Две интеллигенции делали русский ренессанс XX века: одна была более или менее безгра-мотна в политике (во всяком случае - Ленина не читала), к ней принадлежали большие поэты и прозаики, художники, композиторы, театральные деятели. Другая жила целеустремленно в том или другом активном революционном действии. Вторая отчасти накладывала на первую критерий, которым судилась русская история и действительность. Первая своего эстетического критерия на вторую наложить не сумела. Цели их были различны, и различен был "дух" - первая, несмотря на все свои уклонения, зависела от Европы и Запада, вторая - несмотря на зависимость свою от Энгельса и Маркса, была теснейшим образом связана с исконно русскими народными чертами. Такой видится мне сейчас первая четверть нашего века.
В моих стихах, как и в прозе, была в то время та "полуформа", которую можно найти в стихах почти всех моих сверстников тех лет. Я так и не издала сборника стихов и думаю - хорошо сделала. В поэзии нашей даже Набоков ничего не мог поделать со старой нашей просодией, которая должна, наконец, быть сломана, иначе у русской поэзии нет будущего. Впрочем, одно мое стихотворение тех лет почти все знали наизусть:
ГИТАРА
В передвечерний час,
В тумане улиц старых,
Порой плывет на нас
Забытый звон гитары.
Или открыли дверь
Оттуда, где танцуют?
Или в окне теперь
Красавицу целуют?
Над этой мостовой
Та песнь звучит, как прежде,
Старинною тоской
По счастью и надежде.
Ее поет другой
Теперь, в часы заката,
Она осталась той,
Какой была когда-то.
А ты? Прошли года
Речной волны быстрее,
Ты любишь, как тогда,
Ты стал еще нежнее,
Ты стал еще верней,
Чем в первые свиданья,
Твой жар мучительней,
Мучительней признанья.
Это "А ты?", появляющееся неожиданно, и это "мучительней", которое хочется произнести с ударением на последнем слоге, дают ключ всему стихотворению как к пародии жестокого романса. Тогда осмысляется и "речная волна", и "туман улиц", и "звон гитары", как осмеянные банальности, и выходит наружу параллель "ее поет другой" и "она осталась той", поддержанная обращением-вопросом, где человек, конкретный, сегодняшний, противоположен не только тому, прежнему, но и песне, звучащей в "вечерний час".

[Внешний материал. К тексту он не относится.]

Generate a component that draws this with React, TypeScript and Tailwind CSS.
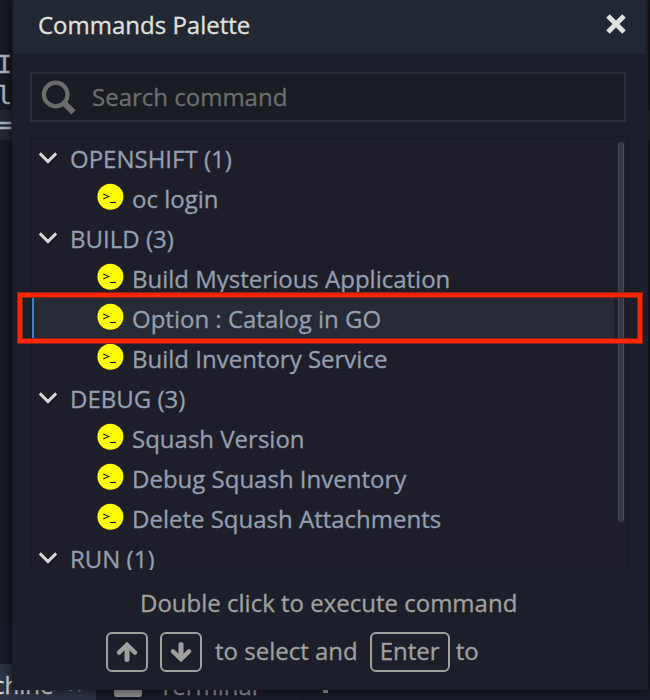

Много позже, после перерыва в двадцать лет, я вернулась к стихам, но уже белым.
Связь с прошлым России в те годы значила для меня меньше, чем связь с Россией сегодняшней. Постепенно революционное лицо ее менялось: Троцкий был отстранен, затем изгнан. Горький вернулся и жил там, умиленный всем виденным, лишенный дара предвидеть ближайшее будущее - свое и русской литературы, или, по своей привычке, закрывший на будущее глаза. Он умер, и за тридцать лет тайна его смерти только сгустилась - о ней ни слова нигде, только о болезни и о похоронах! Затем начали исчезать люди - в журналах Москвы и Ленинграда пропали десятки имен, зато на каждой странице появилось имя того, кто стал в центре так называемого "культа личности". Для меня всегда было и есть что-то глубоко омерзительное во всяком "культе", в фанатизме в любой форме, фанатизм мне кажется самой страшной, безобразной, унизительной и опасной чертой человека. Как это ни покажется странным, но он вызывает во мне прежде всего физиологическую реакцию: я чувствую всю его противоестественность, то есть противность моему естеству, сама моя природа ему противится, и весь мой организм реагирует на него легким, отдаленным позывом к тошноте. Меня начинает мутить, и тогда я знаю, что это не только отвратительно, но и противоестественно: этот пробный камень физиологической реакции еще никогда не подвел меня.